Let $(a_n)_{n \in \Bbb N}$ be the sequence defined as: $$a_1 = 14$$ $$a_{n+1}=5 a_n - 6$$ Prove that the gcd between two consecutive terms is constant and find its value.

For instance by checking the first terms of the sequence I've come up with 2 as a common factor. I can prove this by induction:

$P(n) = 2 \mid a_n $

$P(1) = 2 \mid 14$

$P(n) \implies P(n+1)$:

$2\mid 5 a_n - 6$

As 2 divides 6 it must be that 2 divides $a_n$ because it does not divide 5, and so it happens to be my hypothesis.
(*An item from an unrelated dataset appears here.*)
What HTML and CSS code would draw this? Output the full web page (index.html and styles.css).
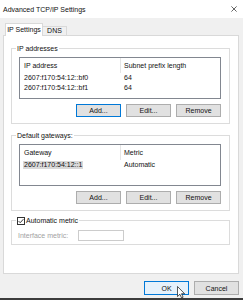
FILE: index.html
```html
<!DOCTYPE html>
<html lang="en">
<head>
    <meta charset="UTF-8">
    <meta name="viewport" content="width=device-width, initial-scale=1.0">
    <title>Advanced TCP/IP Settings</title>
    <link rel="stylesheet" href="styles.css">
</head>
<body>

    <div class="titlebar">
        <span class="title">Advanced TCP/IP Settings</span>
        <svg class="close" width="6" height="6" viewBox="0 0 6 6">
            <path d="M0.4 0.4L5.6 5.6M5.6 0.4L0.4 5.6" stroke="#222" stroke-width="0.7" fill="none"/>
        </svg>
    </div>

    <div class="tabs">
        <div class="tab active">IP Settings</div>
        <div class="tab dns">DNS</div>
    </div>

    <div class="panel">
        <!-- IP addresses -->
        <fieldset class="group">
            <legend>IP addresses</legend>
            <div class="list">
                <div class="list-head">
                    <span class="col1">IP address</span>
                    <span class="col2">Subnet prefix length</span>
                </div>
                <div class="list-row">
                    <span class="col1">2607:f170:54:12::bf0</span>
                    <span class="col2">64</span>
                </div>
                <div class="list-row">
                    <span class="col1">2607:f170:54:12::bf1</span>
                    <span class="col2">64</span>
                </div>
            </div>
            <div class="btn-row">
                <button class="btn default">Add...</button>
                <button class="btn">Edit...</button>
                <button class="btn">Remove</button>
            </div>
        </fieldset>

        <!-- Default gateways -->
        <fieldset class="group">
            <legend>Default gateways:</legend>
            <div class="list">
                <div class="list-head">
                    <span class="col1">Gateway</span>
                    <span class="col2">Metric</span>
                </div>
                <div class="list-row">
                    <span class="col1"><span class="sel">2607:f170:54:12::1</span></span>
                    <span class="col2">Automatic</span>
                </div>
            </div>
            <div class="btn-row">
                <button class="btn">Add...</button>
                <button class="btn">Edit...</button>
                <button class="btn">Remove</button>
            </div>
        </fieldset>

        <!-- Automatic metric -->
        <fieldset class="group metric">
            <legend>
                <span class="check">
                    <svg width="8" height="8" viewBox="0 0 8 8">
                        <rect x="0.5" y="0.5" width="7" height="7" fill="#fff" stroke="#333"/>
                        <path d="M1.6 4.1L3.2 5.7L6.4 2.2" stroke="#222" stroke-width="0.9" fill="none"/>
                    </svg>
                    Automatic metric
                </span>
            </legend>
            <div class="field">
                <span class="field-label">Interface metric:</span>
                <span class="input"></span>
            </div>
        </fieldset>
    </div>

    <div class="footer">
        <button class="btn hover">OK</button>
        <button class="btn">Cancel</button>
    </div>

    <div class="taskbar"></div>

    <svg class="cursor" width="9" height="13" viewBox="0 0 9 13">
        <path d="M0.5 0.5L0.5 10.5L2.9 8.3L4.6 11.9L6.1 11.2L4.5 7.7L7.6 7.7Z" fill="#fff" stroke="#111" stroke-width="0.7" stroke-linejoin="round"/>
    </svg>

</body>
</html>
```

FILE: styles.css
```css
body {
    margin: 0;
    width: 243px;
    height: 300px;
    overflow: hidden;
    position: relative;
    display: flex;
    flex-direction: column;
    background-color: #f0f0f0;
    font-family: 'Liberation Sans', Arial, sans-serif;
    font-size: 7px;
    color: #111;
}

.titlebar {
    height: 18px;
    display: flex;
    align-items: center;
    justify-content: space-between;
    padding: 0 6px 0 3px;
    background-color: #fff;
}

.tabs {
    display: flex;
    align-items: flex-end;
    height: 12px;
    margin-top: 5px;
    padding-left: 5px;
}

.tab {
    height: 8px;
    line-height: 8px;
    text-align: center;
    border: 1px solid #d9d9d9;
    border-bottom: none;
    background-color: #f0f0f0;
}

.tab.active {
    width: 36px;
    height: 12px;
    line-height: 12px;
    margin-bottom: -1px;
    background-color: #fff;
    position: relative;
    z-index: 1;
}

.tab.dns {
    width: 23px;
    border-left: none;
}

.panel {
    height: 239px;
    box-sizing: border-box;
    margin: 0 4px 0 3px;
    padding: 8px 8px 0 7px;
    border: 1px solid #d9d9d9;
    background-color: #fff;
}

.group {
    margin: 0;
    min-width: 0;
    padding: 4px 8px 6px 7px;
    border: 1px solid #dcdcdc;
}

.group + .group {
    margin-top: 7px;
}

.group legend {
    padding: 0 1px;
    margin-left: -3px;
    line-height: 9px;
}

.list {
    height: 42px;
    box-sizing: border-box;
    border: 1px solid #828790;
    background-color: #fff;
}

.list-head {
    display: flex;
    height: 15px;
    line-height: 15px;
}

.list-row {
    display: flex;
    height: 10px;
    line-height: 10px;
}

.col1 {
    width: 101px;
    box-sizing: border-box;
    padding-left: 4px;
    white-space: nowrap;
}

.list-head .col1 {
    border-right: 1px solid #e5e5e5;
}

.col2 {
    padding-left: 3px;
    white-space: nowrap;
}

.sel {
    display: inline-block;
    line-height: 8px;
    padding: 0 1px;
    margin-left: -1px;
    background-color: #d9d9d9;
}

.btn-row {
    display: flex;
    justify-content: flex-end;
    gap: 5px;
    margin-top: 5px;
}

.btn {
    width: 45px;
    height: 13px;
    padding: 0;
    font-family: inherit;
    font-size: 7px;
    color: #111;
    background-color: #e1e1e1;
    border: 1px solid #adadad;
}

.btn.default {
    border-color: #0078d7;
}

.btn.hover {
    background-color: #e5f1fb;
    border-color: #0078d7;
}

.group.metric {
    margin-top: 5px;
    padding: 5px 8px 3px 6px;
}

.group.metric legend {
    margin-left: -2px;
}

.check {
    display: flex;
    align-items: center;
    gap: 1px;
}

.field {
    display: flex;
    align-items: center;
    height: 11px;
}

.field-label {
    width: 60px;
    color: #a2a2a2;
}

.input {
    width: 46px;
    height: 11px;
    box-sizing: border-box;
    border: 1px solid #cccccc;
    background-color: #fff;
}

.footer {
    display: flex;
    justify-content: flex-end;
    gap: 5px;
    margin-top: 7px;
    padding-right: 4px;
}

.footer .btn {
    height: 14px;
}

.taskbar {
    margin-top: auto;
    height: 2px;
    background-color: #3c3c3c;
}

.cursor {
    position: absolute;
    left: 177px;
    top: 286px;
}
```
The same way I've proved that 4 doesn't divide $a_n$ so 1 is the highest power of 2 that divides the sequence.

Then I've tried to find the $\gcd$ doing as above for two consecutive terms of the sequence and with a generic $\gcd=d$:

$\gcd(a_n, a_{n+1})=\gcd(a_n, 5 a_n - 6)=d$

$d\mid 5 a_n - 6$

As d divides $a_n$ it must be that it also divides 6, then the possible values are 1,2,3,6.

I can see that the only one that is common to my previous assumptions is 2. But I can't put all the information together. Any suggestions will be helpful, thanks!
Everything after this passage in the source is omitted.